The most important update, according to Genscape Inc., is that eastbound capacity into M3 is to be significantly reduced. Although the affected Uniontown compressor is in Tetco’s M2 zone, it is the constraint point immediately upstream to both M3 lines, Genscape analyst Josh Garcia said.

“Its capacity will be reduced to 2.52 Bcf/d, 1.71 Bcf/d lower than normal. Bedford, the constraint point at the beginning of the southern M3 CRP 36-inch diameter system, will be reduced to 1.75 Bcf/d, 540 MMcf/d lower than normal,” he said. “Neither compressor has flowed above these capacities since early May, but these lines will immediately be constrained.”

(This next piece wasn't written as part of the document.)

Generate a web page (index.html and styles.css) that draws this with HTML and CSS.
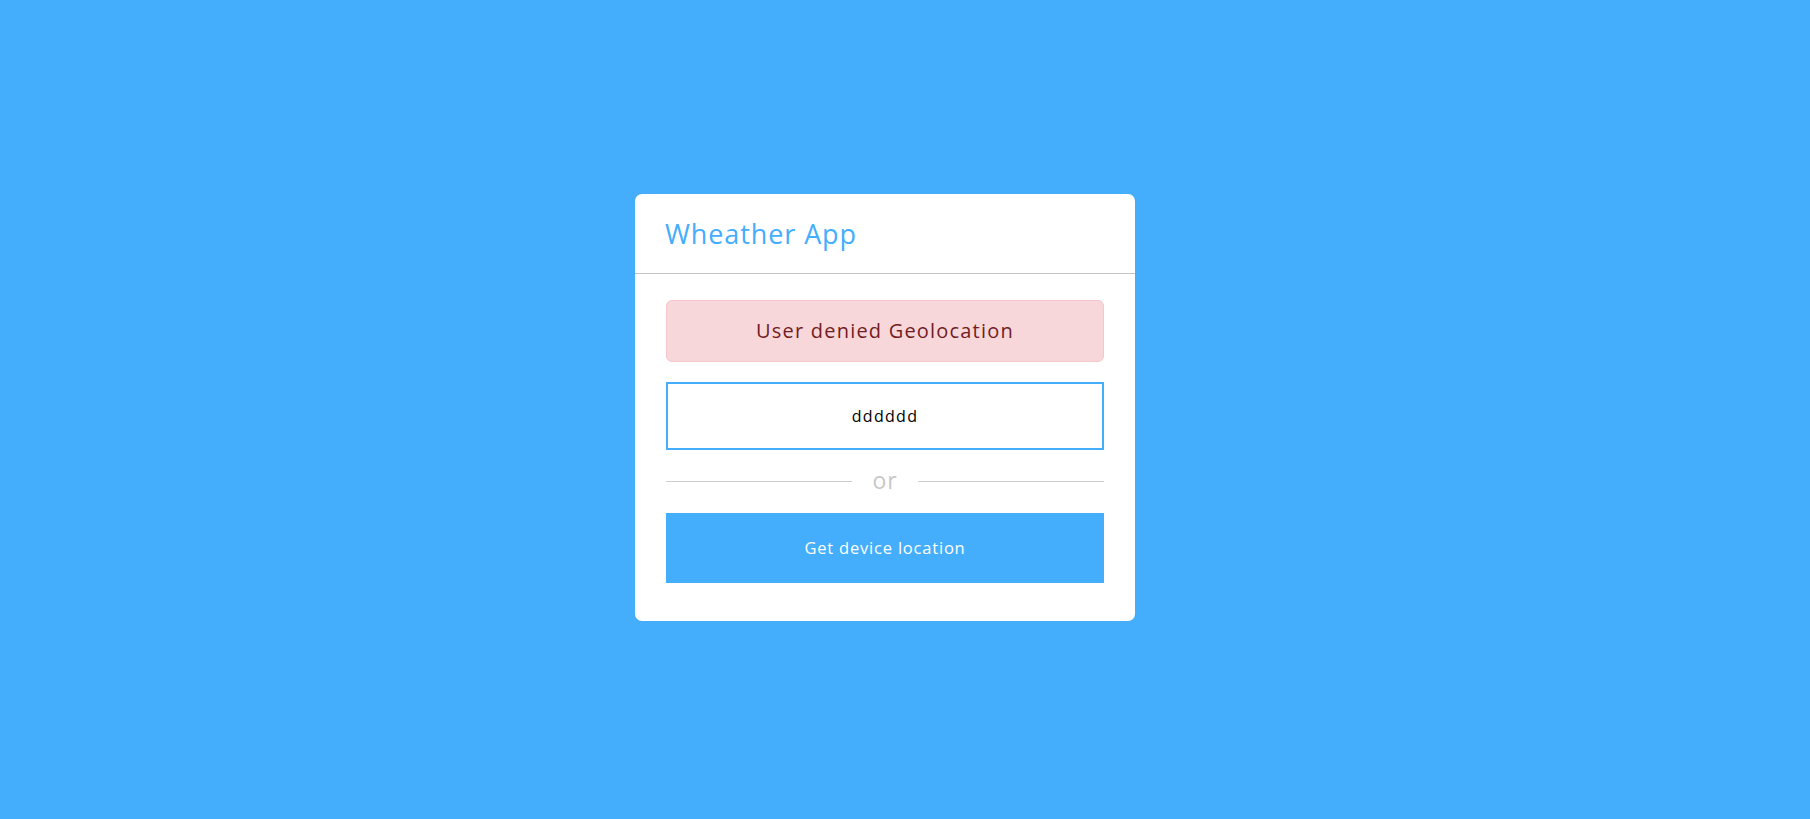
FILE: index.html
```html
<!DOCTYPE html>
<html lang="en">
<head>
<meta charset="utf-8">
<title>Wheather App</title>
<link rel="stylesheet" href="styles.css">
</head>
<body>
<main class="page">
  <section class="card">
    <header class="card-header">
      <h1 class="title">Wheather App</h1>
    </header>
    <div class="card-body">
      <div class="alert">User denied Geolocation</div>
      <input class="city-input" type="text" value="dddddd">
      <div class="divider"><span class="divider-text">or</span></div>
      <button class="locate-btn" type="button">Get device location</button>
    </div>
  </section>
</main>
</body>
</html>
```

FILE: styles.css
```css
* { box-sizing: border-box; }
html, body { margin: 0; padding: 0; }
body {
  background: #44aefc;
  font-family: "Open Sans", "Noto Sans", sans-serif;
}
.page {
  height: 100vh;
  display: flex;
  align-items: center;
  justify-content: center;
  padding: 0 40px 5px 0;
}
.card {
  width: 500px;
  background: #fff;
  border-radius: 7px;
  display: flex;
  flex-direction: column;
}
.card-header {
  height: 80px;
  padding: 0 30px;
  display: flex;
  align-items: center;
  border-bottom: 1px solid #c4c4c4;
}
.title {
  margin: 0;
  font-size: 27px;
  font-weight: 500;
  color: #44aefc;
  letter-spacing: 0.9px;
}
.card-body {
  padding: 26px 31px 38px;
  display: flex;
  flex-direction: column;
}
.alert {
  height: 62px;
  display: flex;
  align-items: center;
  justify-content: center;
  background: #f8d7da;
  border: 1px solid #f5c6cb;
  border-radius: 6px;
  color: #721c24;
  font-size: 20px;
  letter-spacing: 1.2px;
}
.city-input {
  margin-top: 20px;
  height: 68px;
  width: 100%;
  border: 2px solid #44aefc;
  outline: none;
  background: #fff;
  text-align: center;
  font-family: inherit;
  font-size: 16px;
  color: #000;
  letter-spacing: 1.3px;
}
.divider {
  margin-top: 18px;
  height: 28px;
  display: flex;
  align-items: center;
  gap: 20px;
}
.divider::before, .divider::after {
  content: "";
  flex: 1;
  height: 1px;
  background: #cccccc;
}
.divider-text {
  font-size: 23px;
  color: #c8c8c8;
  line-height: 1;
  padding-bottom: 3px;
  letter-spacing: 1px;
}
.locate-btn {
  margin-top: 17px;
  height: 70px;
  width: 100%;
  border: none;
  background: #44aefc;
  color: #fff;
  font-family: inherit;
  font-size: 16.5px;
  font-weight: 500;
  letter-spacing: 0.8px;
  cursor: pointer;
}
```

As temperatures get higher, downstream demand is expected to increase. Last summer, flows through Uniontown surpassed 2.58 Bcf/d by late June, averaged 3.08 Bcf/d during the peak flow period between mid-July to the end of August, and then peaked at 3.64 Bcf/d on Sept. 11, 1.1 Bcf/d above the upcoming operating capacity, Genscape data show.

“This will add significant bullish pressure to M3 prices if the constraints still exist during peak summer demand,” Garcia said. “While this will have a similar outage profile as last winter’s Delmont outage, Tetco has more supply options downstream of the constraint than during the Delmont outage, which should alleviate some of this bullish pressure on M3.”

Tetco also is set to adjust capacities through its 30-inch diameter system, lowering capacity through most of the compressors upstream of Owingsville by up to 533 MMcf/d, but increasing capacity through Owingsville by 130 MMcf/d. Although overall export capacity has been increased at Owingsville, upstream export capacity is significantly reduced, especially at Wheelersburg. “As Tetco satisfies regulatory and safety requirements, it will increase capacities through affected segments over time,” Garcia said.

As for forward prices, Tetco M-3 July prices fell 9.0 cents from June 11-17 to reach $1.458, as did the balance of summer, which landed at $1.390, Forward Look data show. Winter prices were up 4.0 cents over that time period to reach $3.910, but summer 2021 prices were 3.0 cents lower to $2.13.

Farther downstream, prices along Transcontinental Gas Pipe Line (aka Transco) also posted smaller-than-average decreases. Transco Zone 6-NY fell 11.0 cents to $1.435, while the balance of summer dropped 10.0 cents to $1.350, according to Forward Look. Winter prices were down only a penny to $4.43, and the summer 2021 strip slipped 3.0 cents to $2.170.

Meanwhile, it appears some highly anticipated pipeline additions in the Rockies may be slightly delayed. Genscape noted that lagging construction timelines for the final tie-ins and restoration levels have pushed the service date for both the Cheyenne Connector and Cheyenne Hub Expansion projects nearly a month past their tariff-targeted date of May 25.

In a filing this week, Cheyenne Connector indicated that it now anticipates “mechanical completeness” by Sunday (June 21). Genscape said the pipeline has committed to filing an additional supplement confirming completion on Monday (June 22) and plans to request in-service for the following day. The Cheyenne Hub project on Rockies Express Pipeline (REX) has filed a similar statement requesting parallel service approval for Tuesday, though construction at the requested facilities wrapped last Monday (June 15.)

These projects would add 600 MMcf/d of incremental throughput from the Denver-Julesburg Basin up to and via REX to various demand markets.